Combination therapies are increasingly recognized as essential for osteosarcoma treatment, integrating traditional approaches such as chemotherapy, radiotherapy, and surgery with emerging immunotherapies (107). This integrative strategy enhances therapeutic efficacy, reduces recurrence, and improves survival. For instance, a recent phase II clinical trial combined PD-L1 inhibitors with doxorubicin-based chemotherapy, demonstrating a synergistic effect that improved response rates and overcame chemoresistance in osteosarcoma patients (108). Another study combined CTLA-4 inhibitors with targeted therapies against the IGF signaling pathway, resulting in enhanced tumor regression and reduced metastatic spread (109). These examples illustrate how combination therapies can effectively address the complex resistance mechanisms inherent in osteosarcoma. Additionally, combining PD-L1 antibodies with chemotherapy agents can reverse chemotherapy-induced immunosuppression, boosting the immune system’s ability to target tumor cells (110). Additionally, trials involving the combination of immune checkpoint inhibitors with PARP inhibitors have shown promising results in preclinical models, suggesting potential for overcoming DNA repair-related resistance in osteosarcoma. Clinical trials by Zhang et al. demonstrated improved response rates with this combination (111). Demethylation pretreatment combined with immunotherapy also shows promise, with Wang et al. finding that demethylating agents enhance immune recognition and treatment efficacy (112). Furthermore, integrating oncolytic virus therapy with checkpoint blockade has enhanced antigen presentation and T cell infiltration, overcoming the immunosuppressive tumor microenvironment (113). Other novel therapies, including inhalation therapy, targeted radiotherapy, and antibody therapy, improved survival when combining targeted radiotherapy with antibody therapy (114).

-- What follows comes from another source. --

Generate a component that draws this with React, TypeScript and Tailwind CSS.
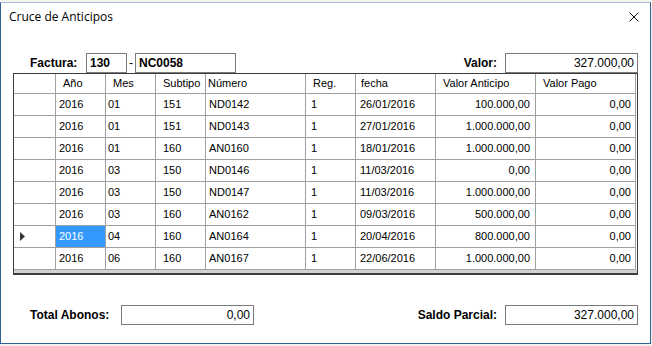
import React from "react";

const rows: string[][] = [
  ["2016", "01", "151", "ND0142", "1", "26/01/2016", "100.000,00", "0,00"],
  ["2016", "01", "151", "ND0143", "1", "27/01/2016", "1.000.000,00", "0,00"],
  ["2016", "01", "160", "AN0160", "1", "18/01/2016", "1.000.000,00", "0,00"],
  ["2016", "03", "150", "ND0146", "1", "11/03/2016", "0,00", "0,00"],
  ["2016", "03", "150", "ND0147", "1", "11/03/2016", "1.000.000,00", "0,00"],
  ["2016", "03", "160", "AN0162", "1", "09/03/2016", "500.000,00", "0,00"],
  ["2016", "04", "160", "AN0164", "1", "20/04/2016", "800.000,00", "0,00"],
  ["2016", "06", "160", "AN0167", "1", "22/06/2016", "1.000.000,00", "0,00"],
];

const headers = ["Año", "Mes", "Subtipo", "Número", "Reg.", "fecha", "Valor Anticipo", "Valor Pago"];

const headerPad = [
  "pl-[7px]",
  "pl-[7px]",
  "pl-[7px]",
  "pl-[2px]",
  "pl-[7px]",
  "pl-[5px]",
  "pl-[7px]",
  "pl-[7px]",
];

const cellPad = [
  "pl-[3px] justify-start",
  "pl-[2px] justify-start",
  "pl-[7px] justify-start",
  "pl-[3px] justify-start",
  "pl-[5px] justify-start",
  "pl-[4px] justify-start",
  "pr-[5px] justify-end",
  "pr-[4px] justify-end",
];

const labelCls = "text-[12px] font-bold text-black";

function Box({ w, children, right, bold }: { w: string; children: React.ReactNode; right?: boolean; bold?: boolean }) {
  return (
    <div
      className={`${w} h-[20px] border border-[#7a7a7a] bg-white flex items-center text-[12px] text-black ${
        right ? "justify-end pr-[3px]" : "justify-start pl-[3px]"
      } ${bold ? "font-bold" : ""}`}
    >
      {children}
    </div>
  );
}

export default function App() {
  return (
    <div className="w-[652px] h-[346px] bg-[#f2f2f2] overflow-hidden flex flex-col font-['Liberation_Sans',Arial,sans-serif]">
      <div className="h-[2px] bg-[#f4f3ee]" />
      <div className="w-[651px] h-[342px] bg-white border border-[#2f6290] border-t-[#aac0d6] flex flex-col">
        {/* title bar */}
        <div className="h-[28px] flex items-center justify-between pl-[8px] pr-[10px]">
          <span className="text-[12px] text-black font-['Open_Sans',sans-serif] leading-none">Cruce de Anticipos</span>
          <svg width="12" height="12" viewBox="0 0 12 12">
            <path d="M1.5 1.5 L10.5 10.5 M10.5 1.5 L1.5 10.5" stroke="#111" strokeWidth="1" fill="none" />
          </svg>
        </div>
        {/* factura row */}
        <div className="mt-[22px] flex items-center pl-[29px] pr-[12px]">
          <div className={`w-[56px] ${labelCls}`}>Factura:</div>
          <Box w="w-[41px]" bold>
            130
          </Box>
          <div className="w-[8px] text-center text-[12px]">-</div>
          <Box w="w-[101px]" bold>
            NC0058
          </Box>
          <div className="flex-1" />
          <div className={`${labelCls} mr-[8px]`}>Valor:</div>
          <Box w="w-[133px]" right>
            327.000,00
          </Box>
        </div>
        {/* grid */}
        <div className="ml-[12px] w-[625px] border border-[#3c3c3c] border-b-2 bg-white text-[11px] text-black">
          <div className="grid grid-cols-[42px_50px_50px_50px_100px_50px_80px_100px_100px]">
            <div className="h-[20px] border-r border-b border-[#a0a0a0]" />
            {headers.map((h, i) => (
              <div key={h} className={`h-[20px] border-r border-b border-[#a0a0a0] flex items-center ${headerPad[i]}`}>
                {h}
              </div>
            ))}
            {rows.map((r, ri) => (
              <React.Fragment key={ri}>
                <div className="h-[22px] border-r border-b border-[#a0a0a0] flex items-center pl-[6px]">
                  {ri === 6 && (
                    <svg width="5" height="9" viewBox="0 0 5 9">
                      <path d="M0 0 L5 4.5 L0 9 Z" fill="#333" />
                    </svg>
                  )}
                </div>
                {r.map((c, ci) => {
                  const sel = ri === 6 && ci === 0;
                  return (
                    <div
                      key={ci}
                      className={`h-[22px] border-r border-b border-[#a0a0a0] flex items-center ${cellPad[ci]} ${
                        sel ? "bg-[#3399ff] text-white" : ""
                      }`}
                    >
                      {c}
                    </div>
                  );
                })}
              </React.Fragment>
            ))}
          </div>
          <div className="h-[3px] bg-[#d0d0d0]" />
        </div>
        {/* bottom row */}
        <div className="mt-[30px] flex items-center pl-[29px] pr-[12px]">
          <div className={`w-[91px] ${labelCls}`}>Total Abonos:</div>
          <Box w="w-[133px]" right>
            0,00
          </Box>
          <div className="flex-1" />
          <div className={`${labelCls} mr-[8px]`}>Saldo Parcial:</div>
          <Box w="w-[133px]" right>
            327.000,00
          </Box>
        </div>
      </div>
    </div>
  );
}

Multimodal approaches incorporating surgery and radiotherapy have shown significant benefits, such as reducing tumor recurrence and enhancing survival rates in jaw osteosarcoma (114). Furthermore, the presence of P53 and RB1 mutations may influence the efficacy of combination therapies. For instance, tumors harboring P53 mutations may exhibit resistance to certain chemotherapeutic agents, necessitating the inclusion of targeted immunotherapies to overcome this resistance (115). Similarly, RB1 mutations may enhance the metastatic potential of osteosarcoma cells, making it imperative to integrate therapies that specifically address metastatic pathways alongside conventional treatments (116). Overall, combination therapy offers more comprehensive, personalized treatment options, improving therapeutic outcomes by integrating traditional and novel approaches and significantly reducing recurrence and mortality rates. However, combination therapies may exacerbate adverse reactions, including myelosuppression and organ toxicities (117, 118). This underscores the imperative for meticulous monitoring and the development of individualized treatment protocols to mitigate such risks effectively.